Most of the poems in this section conform to Sexton’s reputation as a confessional poet. Deeply personal, intimate and tragic, these selections give polished voice to the raw emotions of a person in crisis. Sometimes that voice speaks in concrete terms, other times Sexton invites metaphor to tell her story.
In “The Love Plant,” for instance, she mutates a familiar poetic trope to express a complex jumble of emotions.
A freak but moist flower
tangles my lungs, knits into my heart
crawls up my throat
and sucks like octopi on my tongue.
You planted it happily last summer
and I let it take root with my moon-hope,
not knowing it would come to crowd me out,
to explode inside me this March.
All winter trying to diminish it,
I felt it enlarge.
But of course never spoke to you of this,
for my sanity was awful enough
and I felt compelled to think only of yours.

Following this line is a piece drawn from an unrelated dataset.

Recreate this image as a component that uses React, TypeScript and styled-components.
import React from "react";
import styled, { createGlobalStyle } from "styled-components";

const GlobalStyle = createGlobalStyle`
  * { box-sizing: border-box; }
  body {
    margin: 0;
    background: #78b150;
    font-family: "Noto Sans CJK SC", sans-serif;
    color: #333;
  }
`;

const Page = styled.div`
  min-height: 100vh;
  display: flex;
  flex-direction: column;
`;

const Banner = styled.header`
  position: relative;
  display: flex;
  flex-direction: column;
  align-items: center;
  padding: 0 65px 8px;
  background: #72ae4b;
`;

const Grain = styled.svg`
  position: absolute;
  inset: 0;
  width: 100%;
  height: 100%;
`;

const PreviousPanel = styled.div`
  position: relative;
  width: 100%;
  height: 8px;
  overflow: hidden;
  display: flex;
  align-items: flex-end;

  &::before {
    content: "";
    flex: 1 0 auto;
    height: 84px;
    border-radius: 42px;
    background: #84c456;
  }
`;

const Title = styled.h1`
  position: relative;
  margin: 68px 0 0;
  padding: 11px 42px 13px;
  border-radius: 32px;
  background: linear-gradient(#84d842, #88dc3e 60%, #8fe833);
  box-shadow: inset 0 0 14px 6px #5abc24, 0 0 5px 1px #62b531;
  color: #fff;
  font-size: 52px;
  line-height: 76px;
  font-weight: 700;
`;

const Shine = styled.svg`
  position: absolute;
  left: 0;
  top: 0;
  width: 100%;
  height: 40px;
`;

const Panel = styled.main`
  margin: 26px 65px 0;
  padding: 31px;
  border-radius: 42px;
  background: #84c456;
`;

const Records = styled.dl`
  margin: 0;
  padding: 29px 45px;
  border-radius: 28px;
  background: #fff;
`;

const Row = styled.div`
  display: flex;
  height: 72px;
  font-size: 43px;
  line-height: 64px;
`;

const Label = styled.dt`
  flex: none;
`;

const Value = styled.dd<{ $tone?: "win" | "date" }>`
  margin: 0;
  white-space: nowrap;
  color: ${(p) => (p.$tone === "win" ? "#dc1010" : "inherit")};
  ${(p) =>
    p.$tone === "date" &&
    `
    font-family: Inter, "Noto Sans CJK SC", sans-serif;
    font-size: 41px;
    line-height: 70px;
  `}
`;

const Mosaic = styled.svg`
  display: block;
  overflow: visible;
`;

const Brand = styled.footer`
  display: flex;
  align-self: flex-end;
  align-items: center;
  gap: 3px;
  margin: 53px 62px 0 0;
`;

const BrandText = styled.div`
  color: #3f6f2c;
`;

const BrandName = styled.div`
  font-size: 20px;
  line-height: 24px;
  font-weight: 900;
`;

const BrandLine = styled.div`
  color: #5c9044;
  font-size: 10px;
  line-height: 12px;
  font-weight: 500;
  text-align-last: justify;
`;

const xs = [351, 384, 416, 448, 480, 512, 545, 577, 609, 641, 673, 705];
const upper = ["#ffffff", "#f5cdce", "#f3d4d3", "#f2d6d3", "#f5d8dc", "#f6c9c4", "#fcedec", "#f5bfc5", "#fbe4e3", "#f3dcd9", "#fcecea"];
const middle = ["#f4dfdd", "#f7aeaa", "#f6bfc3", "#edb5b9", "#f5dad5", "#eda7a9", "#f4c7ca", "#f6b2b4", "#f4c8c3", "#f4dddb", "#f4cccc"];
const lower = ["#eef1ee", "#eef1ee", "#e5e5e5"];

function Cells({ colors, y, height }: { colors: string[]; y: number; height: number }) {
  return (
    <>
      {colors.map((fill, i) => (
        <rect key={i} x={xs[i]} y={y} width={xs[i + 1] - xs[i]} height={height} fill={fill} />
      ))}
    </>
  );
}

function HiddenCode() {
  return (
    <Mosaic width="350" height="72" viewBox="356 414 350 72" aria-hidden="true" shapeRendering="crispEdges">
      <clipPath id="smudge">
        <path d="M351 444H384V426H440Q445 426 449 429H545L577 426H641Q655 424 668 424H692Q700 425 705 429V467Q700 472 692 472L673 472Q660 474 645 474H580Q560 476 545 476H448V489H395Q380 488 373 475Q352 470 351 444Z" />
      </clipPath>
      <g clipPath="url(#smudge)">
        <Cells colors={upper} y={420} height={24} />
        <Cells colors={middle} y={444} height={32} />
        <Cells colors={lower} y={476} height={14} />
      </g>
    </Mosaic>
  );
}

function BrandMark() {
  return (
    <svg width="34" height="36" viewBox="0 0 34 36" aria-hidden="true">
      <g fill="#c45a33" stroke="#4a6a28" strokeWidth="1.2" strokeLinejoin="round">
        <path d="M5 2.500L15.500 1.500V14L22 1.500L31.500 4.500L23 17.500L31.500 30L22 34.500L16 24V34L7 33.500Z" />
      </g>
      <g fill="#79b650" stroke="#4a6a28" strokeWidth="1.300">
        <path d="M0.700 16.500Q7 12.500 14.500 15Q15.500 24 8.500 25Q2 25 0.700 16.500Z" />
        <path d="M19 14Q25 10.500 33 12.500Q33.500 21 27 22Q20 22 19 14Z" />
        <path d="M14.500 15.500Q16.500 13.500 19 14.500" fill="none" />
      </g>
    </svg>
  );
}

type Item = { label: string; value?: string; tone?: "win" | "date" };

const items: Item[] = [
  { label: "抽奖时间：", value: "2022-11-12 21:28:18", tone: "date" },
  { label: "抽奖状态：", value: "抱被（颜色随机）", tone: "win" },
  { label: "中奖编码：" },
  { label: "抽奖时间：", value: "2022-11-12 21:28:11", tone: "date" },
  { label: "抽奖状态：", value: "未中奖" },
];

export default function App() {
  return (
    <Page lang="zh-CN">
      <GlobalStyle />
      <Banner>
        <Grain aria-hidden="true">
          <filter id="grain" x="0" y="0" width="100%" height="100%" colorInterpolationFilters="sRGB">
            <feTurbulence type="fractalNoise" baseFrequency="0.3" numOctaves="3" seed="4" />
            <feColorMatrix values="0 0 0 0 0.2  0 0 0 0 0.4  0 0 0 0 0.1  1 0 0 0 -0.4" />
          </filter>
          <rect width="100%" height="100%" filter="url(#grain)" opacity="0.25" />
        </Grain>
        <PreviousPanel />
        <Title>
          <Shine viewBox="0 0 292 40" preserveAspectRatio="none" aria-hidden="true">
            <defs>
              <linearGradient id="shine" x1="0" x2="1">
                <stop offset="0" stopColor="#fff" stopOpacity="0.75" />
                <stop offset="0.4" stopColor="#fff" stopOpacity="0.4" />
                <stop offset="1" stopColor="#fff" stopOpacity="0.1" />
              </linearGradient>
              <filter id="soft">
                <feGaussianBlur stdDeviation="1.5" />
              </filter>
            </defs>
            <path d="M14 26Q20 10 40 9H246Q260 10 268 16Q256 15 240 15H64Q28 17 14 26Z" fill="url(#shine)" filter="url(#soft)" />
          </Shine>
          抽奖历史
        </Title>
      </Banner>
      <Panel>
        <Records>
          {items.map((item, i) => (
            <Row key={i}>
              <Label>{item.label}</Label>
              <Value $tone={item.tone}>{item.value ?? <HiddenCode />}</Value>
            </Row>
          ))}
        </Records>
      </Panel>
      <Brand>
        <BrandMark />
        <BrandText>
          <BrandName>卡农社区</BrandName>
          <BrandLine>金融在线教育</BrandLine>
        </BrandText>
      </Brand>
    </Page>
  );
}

Now that you have gone for always
why does not the plant shrivel up?
I try to force it away.
I swallow stones.
Three times I swallow slender vials
with crossbones on them.
But it thrives on their liquid solution.
I light matches and put them in my mouth,
and my teeth melt but the greenery hisses on.

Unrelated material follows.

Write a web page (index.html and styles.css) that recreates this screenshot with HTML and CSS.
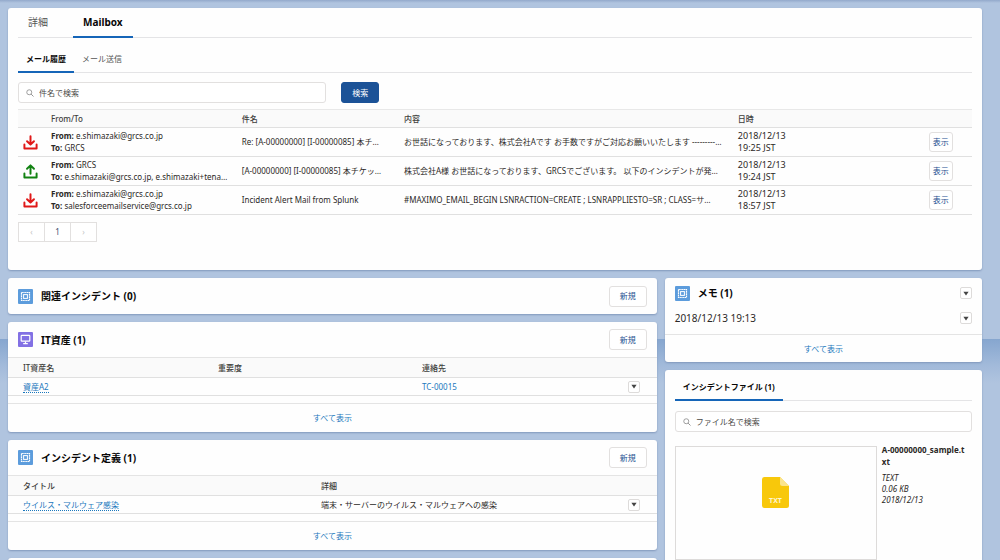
FILE: index.html
```
<!DOCTYPE html>
<html lang="ja">
<head>
<meta charset="utf-8">
<meta name="viewport" content="width=device-width, initial-scale=1">
<title>Mailbox</title>
<link rel="stylesheet" href="styles.css">
</head>
<body>
<svg class="defs" aria-hidden="true">
  <symbol id="i-search" viewBox="0 0 16 16"><circle cx="6.5" cy="6.5" r="5" fill="none" stroke="currentColor" stroke-width="1.6"/><path d="M10.2 10.2 15 15" stroke="currentColor" stroke-width="1.8"/></symbol>
  <symbol id="i-in" viewBox="0 0 16 16"><path d="M1.5 10V14.4H14.5V10M8 1.2V9.8M4.300 6.600 8 10.200 11.700 6.600" fill="none" stroke="currentColor" stroke-width="2.1" stroke-linecap="round" stroke-linejoin="round"/></symbol>
  <symbol id="i-out" viewBox="0 0 16 16"><path d="M1.5 10V14.4H14.5V10M8 10.5V2M4.300 5.100 8 1.500 11.700 5.100" fill="none" stroke="currentColor" stroke-width="2.1" stroke-linecap="round" stroke-linejoin="round"/></symbol>
  <symbol id="i-box" viewBox="0 0 15 15"><rect x="3.5" y="3.5" width="8" height="8" fill="none" stroke="#fff" stroke-width="1.2" stroke-dasharray="1.4 .4"/><rect x="5.6" y="5.6" width="3.8" height="3.8" fill="none" stroke="#fff"/></symbol>
  <symbol id="i-monitor" viewBox="0 0 15 15"><rect x="3.2" y="3.4" width="8.6" height="5.8" rx=".7" fill="none" stroke="#fff" stroke-width="1.2"/><path d="M7.5 9.4V11.4M5.2 11.7H9.8" stroke="#fff" stroke-width="1.2"/></symbol>
  <symbol id="i-down" viewBox="0 0 8 6"><path d="M.5.5H7.5L4 5.5Z" fill="currentColor"/></symbol>
</svg>
<main class="page">
  <section class="card mail">
    <nav class="tabs tabs-main">
      <a class="tab" href="#detail">詳細</a>
      <a class="tab active" href="#mailbox">Mailbox</a>
    </nav>
    <nav class="tabs tabs-sub">
      <a class="tab active" href="#history">メール履歴</a>
      <a class="tab" href="#send">メール送信</a>
    </nav>
    <form class="search-row">
      <label class="search"><svg><use href="#i-search"/></svg><input type="text" placeholder="件名で検索" aria-label="件名で検索"></label>
      <button class="btn primary" type="button">検索</button>
    </form>
    <table class="mail-table">
      <thead><tr><th class="c-icon"></th><th class="c-from">From/To</th><th class="c-subject">件名</th><th class="c-body">内容</th><th class="c-date">日時</th><th></th></tr></thead>
      <tbody>
        <tr>
          <td><svg class="dir in"><use href="#i-in"/></svg></td>
          <td><b>From:</b> e.shimazaki@grcs.co.jp<br><b>To:</b> GRCS</td>
          <td>Re: [A-00000000] [I-00000085] 本チ…</td>
          <td>お世話になっております、株式会社Aです お手数ですがご対応お願いいたします ---------…</td>
          <td class="date">2018/12/13<br>19:25 JST</td>
          <td><button class="btn small" type="button">表示</button></td>
        </tr>
        <tr>
          <td><svg class="dir out"><use href="#i-out"/></svg></td>
          <td><b>From:</b> GRCS<br><b>To:</b> e.shimazaki@grcs.co.jp, e.shimazaki+tena…</td>
          <td>[A-00000000] [I-00000085] 本チケッ…</td>
          <td>株式会社A様 お世話になっております、GRCSでございます。 以下のインシデントが発…</td>
          <td class="date">2018/12/13<br>19:24 JST</td>
          <td><button class="btn small" type="button">表示</button></td>
        </tr>
        <tr>
          <td><svg class="dir in"><use href="#i-in"/></svg></td>
          <td><b>From:</b> e.shimazaki@grcs.co.jp<br><b>To:</b> salesforceemailservice@grcs.co.jp</td>
          <td>Incident Alert Mail from Splunk</td>
          <td>#MAXIMO_EMAIL_BEGIN LSNRACTION=CREATE ; LSNRAPPLIESTO=SR ; CLASS=サ…</td>
          <td class="date">2018/12/13<br>18:57 JST</td>
          <td><button class="btn small" type="button">表示</button></td>
        </tr>
      </tbody>
    </table>
    <div class="pager">
      <button type="button" disabled aria-label="前へ">‹</button><button type="button">1</button><button type="button" disabled aria-label="次へ">›</button>
    </div>
  </section>

  <div class="columns">
    <div class="stack">
      <section class="card">
        <header class="card-head single"><svg class="badge blue"><use href="#i-box"/></svg><h2>関連インシデント (0)</h2><button class="btn" type="button">新規</button></header>
      </section>
      <section class="card">
        <header class="card-head"><svg class="badge purple"><use href="#i-monitor"/></svg><h2>IT資産 (1)</h2><button class="btn" type="button">新規</button></header>
        <table class="related">
          <thead><tr><th class="w-asset">IT資産名</th><th class="w-level">重要度</th><th>連絡先</th><th class="w-menu"></th></tr></thead>
          <tbody><tr><td><a class="dashed" href="#asset">資産A2</a></td><td></td><td><a href="#contact">TC-00015</a></td><td><button class="menu" type="button" aria-label="メニュー"><svg><use href="#i-down"/></svg></button></td></tr></tbody>
        </table>
        <footer class="all gap"><a href="#all">すべて表示</a></footer>
      </section>
      <section class="card">
        <header class="card-head"><svg class="badge blue"><use href="#i-box"/></svg><h2>インシデント定義 (1)</h2><button class="btn" type="button">新規</button></header>
        <table class="related">
          <thead><tr><th class="w-title">タイトル</th><th>詳細</th><th class="w-menu"></th></tr></thead>
          <tbody><tr><td><a class="dashed" href="#virus">ウイルス・マルウェア感染</a></td><td>端末・サーバーのウイルス・マルウェアへの感染</td><td><button class="menu" type="button" aria-label="メニュー"><svg><use href="#i-down"/></svg></button></td></tr></tbody>
        </table>
        <footer class="all gap"><a href="#all">すべて表示</a></footer>
      </section>
      <section class="card next"></section>
    </div>

    <div class="stack">
      <section class="card">
        <header class="card-head memo-head"><svg class="badge blue"><use href="#i-box"/></svg><h2>メモ (1)</h2><button class="menu" type="button" aria-label="メニュー"><svg><use href="#i-down"/></svg></button></header>
        <div class="memo-row"><span>2018/12/13 19:13</span><button class="menu" type="button" aria-label="メニュー"><svg><use href="#i-down"/></svg></button></div>
        <footer class="all"><a href="#all">すべて表示</a></footer>
      </section>
      <section class="card files">
        <nav class="tabs tabs-sub"><a class="tab active" href="#files">インシデントファイル (1)</a></nav>
        <label class="search"><svg><use href="#i-search"/></svg><input type="text" placeholder="ファイル名で検索" aria-label="ファイル名で検索"></label>
        <div class="file">
          <div class="thumb">
            <svg class="txt" viewBox="0 0 27 31"><path d="M2.5 0H18L27 9V28.5A2.5 2.5 0 0 1 24.500 31H2.500A2.500 2.500 0 0 1 0 28.500V2.500A2.500 2.500 0 0 1 2.500 0Z" fill="#f8c80b"/><path d="M18 0 27 9H20.500A2.500 2.500 0 0 1 18 6.500Z" fill="#fbe48b"/><text x="13.500" y="26" text-anchor="middle">TXT</text></svg>
          </div>
          <div class="info"><strong>A-00000000_sample.txt</strong><span class="meta">TEXT<br>0.06 KB<br>2018/12/13</span></div>
        </div>
      </section>
    </div>
  </div>
</main>
</body>
</html>
```
FILE: styles.css
```
* { box-sizing: border-box; }
body {
  margin: 0;
  background: #b0c4df;
  color: #2b2826;
  font-family: "Noto Sans", "Noto Sans CJK JP", sans-serif;
  font-size: 8px;
  line-height: 12px;
}
a { color: #1b78bd; text-decoration: none; }
.defs { position: absolute; width: 0; height: 0; }
.page {
  display: flex;
  flex-direction: column;
  gap: 8px;
  height: 100vh;
  overflow: hidden;
  padding: 8px 18px 0 8px;
  background:
    linear-gradient(#93a9cb, #b0c4df) 0 0 / 100% 3px no-repeat,
    linear-gradient(#86a6cf, #a2bada 60%, #b0c4df) 0 339px / 100% 44px no-repeat;
}
.card {
  background: #fefefe;
  border-radius: 3px;
  box-shadow: 0 1px 2px #8298bb;
}
.mail { flex: none; padding: 0 10px 28px; }

.tabs { display: flex; border-bottom: 1px solid #e4e4e6; }
.tab {
  display: block;
  padding: 0 8px;
  margin-bottom: -1px;
  border-bottom: 2px solid transparent;
  color: #555;
}
.tab.active { color: #080707; font-weight: 700; border-color: #1565b8; }
.tabs-main { font-size: 10px; line-height: 28px; gap: 15px; }
.tabs-main .tab { padding: 0 10px; }
.tabs-sub { line-height: 24px; }

.mail .tabs-sub { margin-top: 9px; }
.search-row { display: flex; gap: 15px; margin: 9px 0 6px; }
.search {
  display: flex;
  align-items: center;
  gap: 5px;
  height: 21px;
  padding: 0 7px;
  border: 1px solid #e2e0df;
  border-radius: 3px;
  background: #fff;
}
.search-row .search { width: 32.3%; }
.search svg { flex: none; width: 8px; height: 8px; color: #888; }
.search input { flex: 1; min-width: 0; border: 0; padding: 0; outline: 0; background: none; font: inherit; color: inherit; }
.search input::placeholder { color: #4a4846; opacity: 1; }

.btn {
  height: 21px;
  width: 38px;
  padding: 0;
  border: 1px solid #e2e0df;
  border-radius: 3px;
  background: #fff;
  color: #1c4f91;
  font: inherit;
}
.btn.primary { border-color: #1b5297; background: #1b5297; color: #fff; }
.btn.small { display: block; width: 24px; height: 20px; }

table { width: 100%; table-layout: fixed; border-collapse: collapse; }
th { text-align: left; font-weight: 500; color: #3e3e3c; background: #fafafa; }
th, td { padding: 0; }
.mail-table th { height: 18px; border-top: 1px solid #e8e8e8; border-bottom: 1px solid #e0e0e0; }
.mail-table td { height: 29px; border-bottom: 1px solid #e0e0e0; white-space: nowrap; }
.c-icon { width: 33px; }
.c-from { width: 20%; }
.c-subject { width: 17%; }
.c-body { width: 35%; }
.c-date { width: 20%; }
.mail-table .date { font-size: 9px; }
.dir { display: block; margin-left: 5px; width: 15px; height: 15px; }
.in { color: #e01818; }
.out { color: #128212; }

.pager { display: flex; margin-top: 7px; }
.pager button {
  width: 27px;
  height: 20px;
  margin-right: -1px;
  padding: 0;
  border: 1px solid #e2e0df;
  background: #fff;
  color: #3e4f70;
  font: inherit;
}
.pager button:disabled { color: #c4c4c4; }

.columns { display: grid; grid-template-columns: 648fr 317fr; gap: 8px; align-items: start; }
.stack { display: flex; flex-direction: column; gap: 8px; min-width: 0; }
.card-head { display: flex; align-items: center; gap: 8px; height: 35px; padding: 0 10px; }
.card-head.single { height: 36px; }
h2 { flex: 1; margin: 0; font-size: 10px; line-height: 16px; font-weight: 700; color: #080707; }
.badge { width: 15px; height: 15px; border-radius: 1px; }
.blue { background: #5c9cdc; }
.purple { background: #8270e4; }

.related th { height: 20px; border-top: 1px solid #e4e4e4; border-bottom: 1px solid #e0e0e0; }
.related td { height: 18px; border-bottom: 1px solid #e0e0e0; }
.related th:first-child, .related td:first-child { padding-left: 15px; }
.w-asset { width: 210px; }
.w-level { width: 204px; }
.w-title { width: 313px; }
.w-menu { width: 29px; }
.dashed { border-bottom: 1px dotted #1b78bd; }
.menu {
  display: grid;
  place-items: center;
  width: 12px;
  height: 12px;
  padding: 0;
  border: 1px solid #dddbda;
  border-radius: 2px;
  background: #fff;
  color: #444;
}
.menu svg { width: 6px; height: 5px; }
.all { border-top: 1px solid #e4e4e4; text-align: center; line-height: 27px; }
.all.gap { margin-top: 7px; line-height: 28px; }
.next { height: 40px; }

.card-head.memo-head { height: 30px; }
.memo-row { display: flex; justify-content: space-between; align-items: center; height: 26px; padding: 0 10px 6px; font-size: 10px; }
.files { padding: 5px 10px 10px; }
.files .search { margin-top: 10px; }
.file { display: flex; gap: 5px; margin-top: 14px; }
.thumb { display: grid; place-items: center; flex: none; width: 68%; height: 114px; padding-bottom: 22px; border: 1px solid #dddbda; }
.txt { width: 27px; height: 31px; }
.txt text { fill: #fff6cf; font-size: 7px; font-weight: 700; }
.info { flex: 1; min-width: 0; padding-right: 5px; word-break: break-all; }
.info strong { display: block; margin-top: -2px; }
.meta { display: block; margin-top: 4px; line-height: 11px; font-style: italic; }
```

I drink blood from my wrists
and the green slips out like a bracelet.
Couldn’t one of my keepers get a lawn mower
and chop it down if I turned inside out for an hour?
This flower, this pulp, the hay stuff
has got me, got me.
Apparently both of us are unkillable.”
The poem goes on for another few stanzas, the malignant green of the title overfilling the poet’s self, the destructive actions of slender vials and bleeding wrists driving her to something akin to despair. These feelings are more complicated than sadness, however, they are the words of a woman fighting not only with herself. Brutal. Honest.
45 Mercy Street feels short on mercy.
In the final section, “Eating the Leftovers,” Sexton seems to sew up the eviscerated remains of her poetic body and come as close to resolution as she will allow herself or her readers to come. Typical of these last poems is “Demon” which begins:
I mentioned my demon to a friend
and the friend swam in oil and came forth to me
greasy and cryptic
“I’m thinking of taking him out of hock.
I pawned him years ago.”
Who would buy?
The pawned demon,
Yellowing with forgetfulness
and hand at his throat?
Take him out of hock, my friend,
but beware of the grief
that will fly into your mouth like a bird.”
Sexton addresses her demon for another few stanzas before coming to a moment of acceptance, when she tells us, her readers, that “I accept you, Demon/ I will not cover your mouth.”
At the end of such a harrowing series of poems, that acceptance feels somehow complete.